Pull out every line below that holds the word "this".

_PROVIDED MATERIAL_:
▬▬▬▬▬▬▬▬▬▬
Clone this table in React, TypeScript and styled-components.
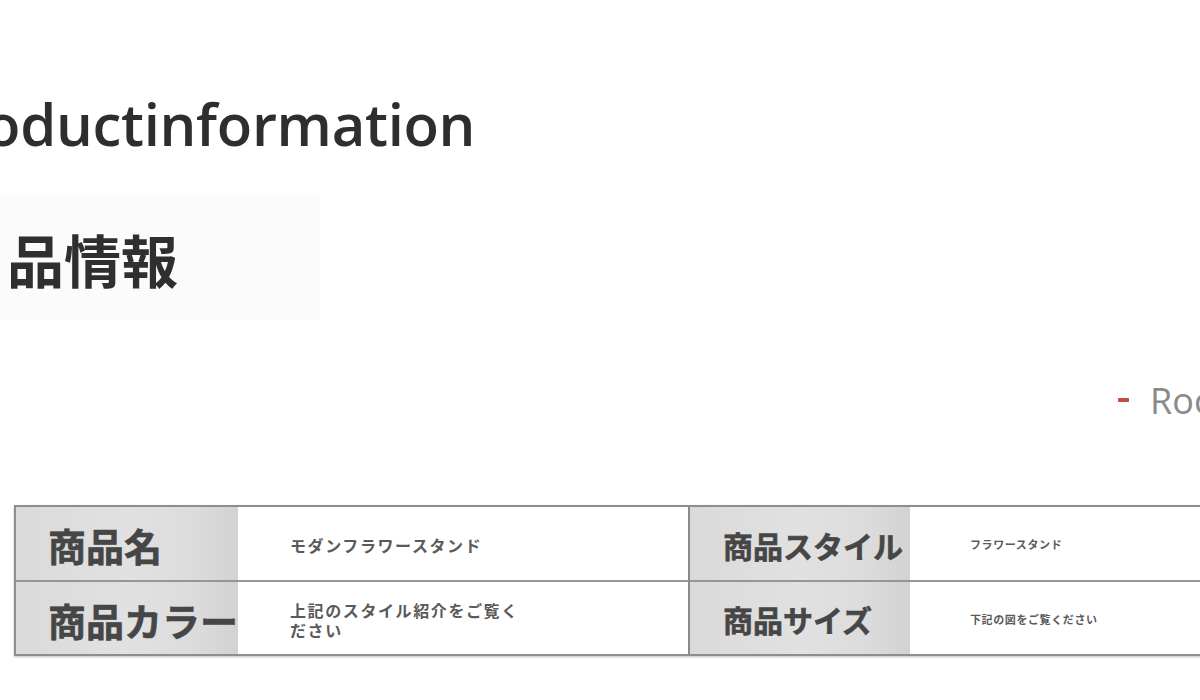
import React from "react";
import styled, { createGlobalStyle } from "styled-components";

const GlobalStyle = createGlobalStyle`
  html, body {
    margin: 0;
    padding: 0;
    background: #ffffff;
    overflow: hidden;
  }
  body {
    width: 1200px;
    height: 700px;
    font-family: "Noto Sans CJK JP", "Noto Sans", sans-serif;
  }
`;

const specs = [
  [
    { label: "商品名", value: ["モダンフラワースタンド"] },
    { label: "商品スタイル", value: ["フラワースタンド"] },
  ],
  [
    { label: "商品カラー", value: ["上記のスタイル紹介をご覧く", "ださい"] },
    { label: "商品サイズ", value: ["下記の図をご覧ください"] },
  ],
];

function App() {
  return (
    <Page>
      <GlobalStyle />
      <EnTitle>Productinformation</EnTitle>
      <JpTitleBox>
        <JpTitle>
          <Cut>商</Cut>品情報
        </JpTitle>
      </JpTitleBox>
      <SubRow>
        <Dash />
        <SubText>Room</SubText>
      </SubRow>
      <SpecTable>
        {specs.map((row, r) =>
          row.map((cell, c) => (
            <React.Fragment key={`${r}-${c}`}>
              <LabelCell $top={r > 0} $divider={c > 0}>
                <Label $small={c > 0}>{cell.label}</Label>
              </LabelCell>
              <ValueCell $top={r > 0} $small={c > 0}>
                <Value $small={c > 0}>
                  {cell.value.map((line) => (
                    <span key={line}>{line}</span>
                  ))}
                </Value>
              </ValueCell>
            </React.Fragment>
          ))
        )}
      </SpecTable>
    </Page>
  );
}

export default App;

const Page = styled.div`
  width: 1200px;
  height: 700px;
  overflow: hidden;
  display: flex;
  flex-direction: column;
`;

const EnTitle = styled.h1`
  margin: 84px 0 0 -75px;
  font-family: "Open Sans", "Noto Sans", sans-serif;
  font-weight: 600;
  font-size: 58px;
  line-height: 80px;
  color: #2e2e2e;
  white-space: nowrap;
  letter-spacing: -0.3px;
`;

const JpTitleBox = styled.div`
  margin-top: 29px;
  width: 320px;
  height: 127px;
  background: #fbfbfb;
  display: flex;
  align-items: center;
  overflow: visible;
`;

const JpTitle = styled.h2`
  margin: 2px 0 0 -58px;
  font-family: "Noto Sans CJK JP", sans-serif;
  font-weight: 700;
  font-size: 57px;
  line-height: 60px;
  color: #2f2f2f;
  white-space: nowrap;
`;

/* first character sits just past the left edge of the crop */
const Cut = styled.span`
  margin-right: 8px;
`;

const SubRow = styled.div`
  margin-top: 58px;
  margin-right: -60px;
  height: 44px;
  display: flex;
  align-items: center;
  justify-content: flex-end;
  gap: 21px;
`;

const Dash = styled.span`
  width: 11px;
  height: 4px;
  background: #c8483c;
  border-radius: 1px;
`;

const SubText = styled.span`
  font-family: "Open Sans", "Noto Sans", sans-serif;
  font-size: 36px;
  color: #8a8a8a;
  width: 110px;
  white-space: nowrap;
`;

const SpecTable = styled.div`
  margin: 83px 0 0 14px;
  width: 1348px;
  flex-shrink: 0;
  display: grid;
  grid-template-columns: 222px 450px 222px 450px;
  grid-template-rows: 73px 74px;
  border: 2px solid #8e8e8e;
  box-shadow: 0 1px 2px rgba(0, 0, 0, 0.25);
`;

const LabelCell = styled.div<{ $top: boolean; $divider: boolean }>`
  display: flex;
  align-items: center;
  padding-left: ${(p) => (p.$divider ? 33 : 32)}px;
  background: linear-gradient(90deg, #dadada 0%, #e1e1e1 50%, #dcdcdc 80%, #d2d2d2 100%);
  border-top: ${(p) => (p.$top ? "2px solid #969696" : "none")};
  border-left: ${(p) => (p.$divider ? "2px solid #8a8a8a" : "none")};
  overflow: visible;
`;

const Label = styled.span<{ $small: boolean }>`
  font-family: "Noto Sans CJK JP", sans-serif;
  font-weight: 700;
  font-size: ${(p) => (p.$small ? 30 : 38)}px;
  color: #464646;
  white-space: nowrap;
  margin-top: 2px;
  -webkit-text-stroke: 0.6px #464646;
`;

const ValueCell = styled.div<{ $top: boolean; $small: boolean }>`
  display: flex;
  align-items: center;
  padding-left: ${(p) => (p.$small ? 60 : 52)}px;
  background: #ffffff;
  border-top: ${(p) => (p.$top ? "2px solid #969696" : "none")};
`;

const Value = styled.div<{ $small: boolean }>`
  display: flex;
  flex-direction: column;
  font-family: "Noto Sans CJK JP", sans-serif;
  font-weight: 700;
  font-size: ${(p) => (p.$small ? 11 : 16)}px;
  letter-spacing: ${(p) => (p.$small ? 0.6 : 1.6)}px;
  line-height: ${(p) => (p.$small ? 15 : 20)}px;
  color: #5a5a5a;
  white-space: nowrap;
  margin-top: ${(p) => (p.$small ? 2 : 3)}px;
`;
▬▬▬▬▬▬▬▬▬▬
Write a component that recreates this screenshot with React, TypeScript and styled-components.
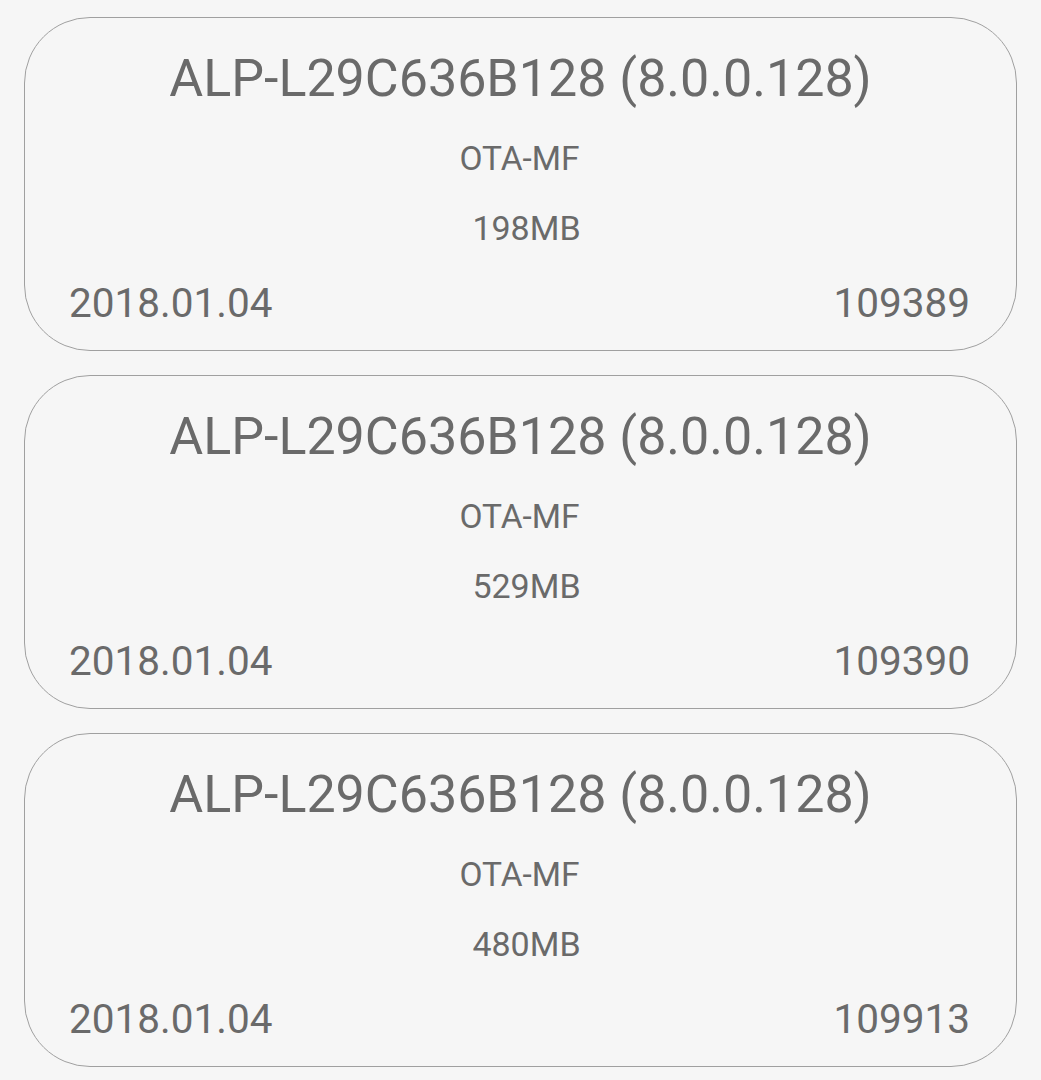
▬▬▬▬▬▬▬▬▬▬
_THE ANSWER_:
Clone this table in React, TypeScript and styled-components.
Write a component that recreates this screenshot with React, TypeScript and styled-components.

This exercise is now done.